Condenser fan motors come in a couple of forms. PSC style and ECM style. PSC motors are easily identified by the run capacitor that comes inside the service panel with them. ECM motors are electronically commutated motors run on their own power. Today we’re talking about the PSC condenser fan motor which you’ll find on a lot of the basic 10 to 14 SEER single-stage systems out there.
There are only a few things that can go wrong with your typical PSC motor. Voltage from the panel isn’t sufficient, the contactor is bad, the capacitor is bad, or damaged parts inside the condenser fan motor.
Why Is The AC Making A High Pitched Noise?
I’ve gotten this call before. The customer says the outdoor unit is making a very pitched noise. Louder than they’ve ever heard! When you get to the house and turn on the AC, you walk up on the outdoor AC unit and find that the compressor is pumping the refrigerant, but the fan on top is not spinning.
What’s happening here is the condenser fan blade isn’t spinning which normally removes the heat from the outdoor unit. If it doesn’t, the compressor will overheat and shut down, but not before putting up a screaming hissy-fit. After that, the internal overload switch on the compressor opens. It takes about 45 minutes or so to cool back down, and then retry running again. Heats up, shuts down, cools off, restarts, and over and over.
In this case, you likely have good voltage to the system but just to be sure make sure you have about 240 volts to the load side of the contactor while it’s running. This lets you know the line voltage is good and the contactor is good in one quick test with your multimeter.
You only have so much time to do this before the compressor shuts down, but next, I usually take a stick or something and try spinning the fan blade with it.
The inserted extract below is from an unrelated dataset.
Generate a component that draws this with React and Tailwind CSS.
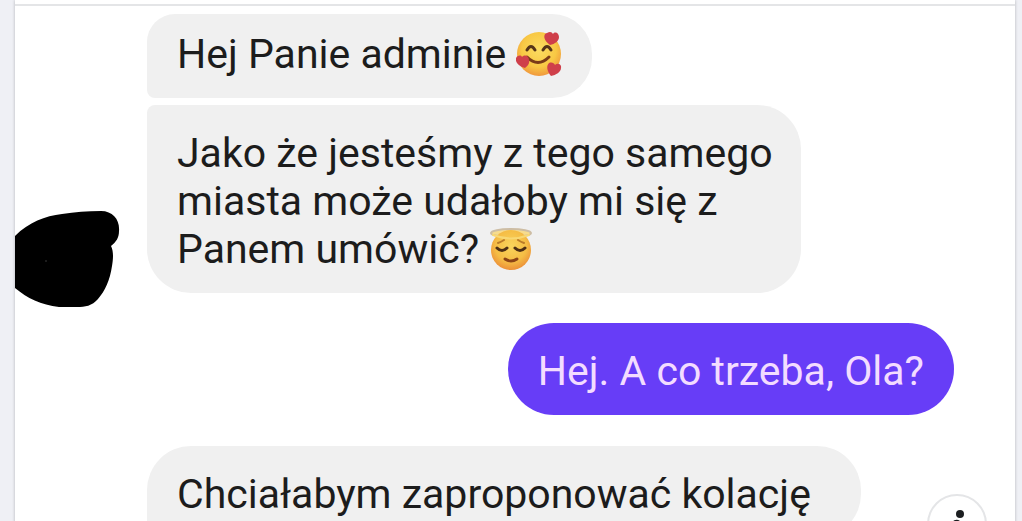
import React from "react";

const HeartsEmoji = () => {
    return (
        <svg viewBox="0 0 48 46" className="inline-block w-12 h-[46px] align-[-9px]" role="img" aria-label="smiling face with hearts">
            <defs>
                <radialGradient id="heartsFace" cx="50%" cy="40%" r="60%">
                    <stop offset="0" stopColor="#fbdc62" />
                    <stop offset="0.65" stopColor="#f8c844" />
                    <stop offset="1" stopColor="#f0983c" />
                </radialGradient>
            </defs>
            <circle cx="23" cy="23" r="22" fill="url(#heartsFace)" />
            <path d="M11 19 Q15 12 19 19 M27 19 Q31 12 35 19" fill="none" stroke="#563418" strokeWidth="3" strokeLinecap="round" />
            <path d="M11 26 Q22 37 33 26" fill="none" stroke="#7a3b18" strokeWidth="3" strokeLinecap="round" />
            <g fill="#cf3f4a">
                <path d="M34 14 C27 9 27 3 31 2 C34 0 36 1 37 3 C39 0 43 2 43 6 C43 10 39 13 34 14Z" />
                <path d="M9 37 C2 35 -1 31 0 27 C2 24 5 24 6 26 C9 23 13 25 13 29 C14 32 12 35 9 37Z" />
                <path d="M35 45 C31 40 30 35 33 32 C36 31 38 32 39 34 C42 31 46 34 45 37 C45 41 40 44 35 45Z" />
            </g>
        </svg>
    )
}

const HaloEmoji = () => {
    return (
        <svg viewBox="0 0 44 44" className="inline-block size-11 align-[-8px]" role="img" aria-label="smiling face with halo">
            <defs>
                <radialGradient id="haloFace" cx="50%" cy="40%" r="60%">
                    <stop offset="0" stopColor="#f9d45c" />
                    <stop offset="0.65" stopColor="#f5bd45" />
                    <stop offset="1" stopColor="#ec9038" />
                </radialGradient>
            </defs>
            <ellipse cx="22" cy="6" rx="20" ry="4" fill="#f7dc8c" stroke="#cdbda4" strokeWidth="2" />
            <circle cx="22" cy="23" r="20" fill="url(#haloFace)" />
            <path d="M4 8 Q22 15 40 8" fill="none" stroke="#f8d873" strokeWidth="2" strokeLinecap="round" />
            <path d="M9 16 Q12 15 15 13 M29 13 Q32 15 35 16" fill="none" stroke="#b97a28" strokeWidth="2" strokeLinecap="round" />
            <path d="M8 21 Q13 26 18 21 M26 21 Q31 26 36 21" fill="none" stroke="#4e2f14" strokeWidth="3" strokeLinecap="round" />
            <path d="M16 32 Q22 36 28 32" fill="none" stroke="#8c4316" strokeWidth="3" strokeLinecap="round" />
        </svg>
    )
}

const Bubble = ({ className, children }) => {
    return (
        <p className={`w-fit pl-[30px] pb-5 text-[41px] leading-12 ${className}`}>
            {children}
        </p>
    )
}

const HiddenAvatar = () => {
    return (
        <svg viewBox="0 0 105 98" className="w-[105px] h-[98px] -mb-[15px]" aria-hidden="true">
            <path d="M0 26 C14 12 30 6 47 4 C60 2 72 1 86 1 C98 1 105 10 104 21 C104 28 101 32 96 36 C99 42 98 50 97 56 C95 70 90 81 83 89 C77 96 70 97 62 97 L44 97 C26 95 12 88 0 78Z" fill="#000" />
            <circle cx="31" cy="51" r="1" fill="#262626" />
        </svg>
    )
}

export default function App() {
    return (
        <div className="h-screen overflow-hidden bg-[#eff0f5] pl-[15px] pr-[7px] font-[Roboto,sans-serif] text-[#1c1c1c]">
            <main className="min-h-full bg-white pt-1 shadow-[0_0_3px_rgba(0,0,0,0.25)]">
                <div className="border-t-2 border-[#e4e5e7]">
                    <div className="pt-2 pr-[61px]">
                        <div className="flex">
                            <div className="w-[132px] shrink-0 flex items-end">
                                <HiddenAvatar />
                            </div>
                            <div className="flex flex-col gap-[7px]">
                                <Bubble className="bg-[#f0f0f0] pt-4 pr-7 rounded-tl-[28px] rounded-r-[40px] rounded-bl-lg">
                                    Hej Panie adminie <HeartsEmoji />
                                </Bubble>
                                <Bubble className="max-w-[654px] bg-[#f0f0f0] pt-6 pr-5 rounded-tl-lg rounded-r-[44px] rounded-bl-[44px]">
                                    Jako że jesteśmy z tego samego miasta może udałoby mi się z Panem umówić? <HaloEmoji />
                                </Bubble>
                            </div>
                        </div>
                        <Bubble className="mt-[30px] ml-auto bg-[#673df7] pt-6 pr-[30px] rounded-full text-[#f3dcff]">
                            Hej. A co trzeba, Ola?
                        </Bubble>
                        <Bubble className="mt-[31px] ml-[132px] min-w-[714px] bg-[#f0f0f0] pt-6 pr-[30px] rounded-t-[44px] rounded-br-[44px] rounded-bl-lg">
                            Chciałabym zaproponować kolację
                        </Bubble>
                    </div>
                </div>
            </main>
            <button
                aria-label="New message"
                className="fixed right-[35px] -bottom-[33px] size-[60px] rounded-full border-2 border-[#e4e5e7] bg-white"
            >
                <svg viewBox="0 0 56 56" className="size-14" fill="#1c1e21" aria-hidden="true">
                    <circle cx="31" cy="18" r="4" />
                    <path d="M23 26 Q27 22 31 25 L29 33 L36 40 L33 43 L24 34Z" />
                </svg>
            </button>
        </div>
    );
}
If the fan starts spinning after giving it a little nudge, I’d check the capacitor next. That capacitor is what helps it start and run efficiently.
If the capacitor checks out good, then you know you have proper voltage getting to the motor, so the condenser fan motor is bad.
If the fan blade doesn’t keep spinning after you nudge it, the capacitor could be good, but still, check it. If it’s good, the condenser fan motor is bad.
Checking The Condenser Fan
I’ve seen this happen when a big windstorm hit an area recently and knocked some branches down into the top of the AC. The shroud on top usually does a great job of protecting the fan blade, but in this instance, a stick wedged itself in there and caused the motor to burn out.
Another reason this can happen, especially on universal replacements is the inside of the motor got wet. These motors come with rubber plugs sometimes. These plugs have to be placed on the top side of a downward mounted fan, and in the bottom of an upward facing motor. The ports on the opposite sides should remain open, so that any moisture that does get into it, can drain out. Happens all the time!
I would say check the fan motor for a short to ground, but the main breaker or service disconnect fuses would have usually tripped by now. So let’s check the motor windings first to see if we have an open or damaged winding.
Take the wires off the contactor and the capacitor that leads to the fan motor. Refer to your wiring diagram that comes with the AC and check your ohms (resistance) between Common (Purple or C on the capacitor) and Start (Usually Brown but was attached to Fan on the capacitor.) You should read a fairly low amount of resistance here. If you read OL on your meter, then you have an open Start winding
Common and Run (Black, or the only wire that’s coming from the contactor to the fan motor.) You’ll likely measure a lower amount of resistance here. If it’s OL, then you have an open Run winding.
If you have an OL on both of the motor’s windings, the motor’s internal overload switch could be open. If you allow time for it to cool down, and it still wont run, replace the condenser fan motor.
Just in case you do have good windings, let’s double check to make sure the motor isn’t shorted to ground. You can check with your ohm meter, but I usually just use the continuity setting on my meter. Check between the frame of the motor and each winding. Common, Start, and Run. Make sure you’re not using a painted surface for the frame. You want to use a metallic base for this test.
If you have continuity between any of these and the frame of the motor, replace the condenser fan motor.
Well, I hope this helps you troubleshoot your next condenser fan motor. This is one of the easier components to check.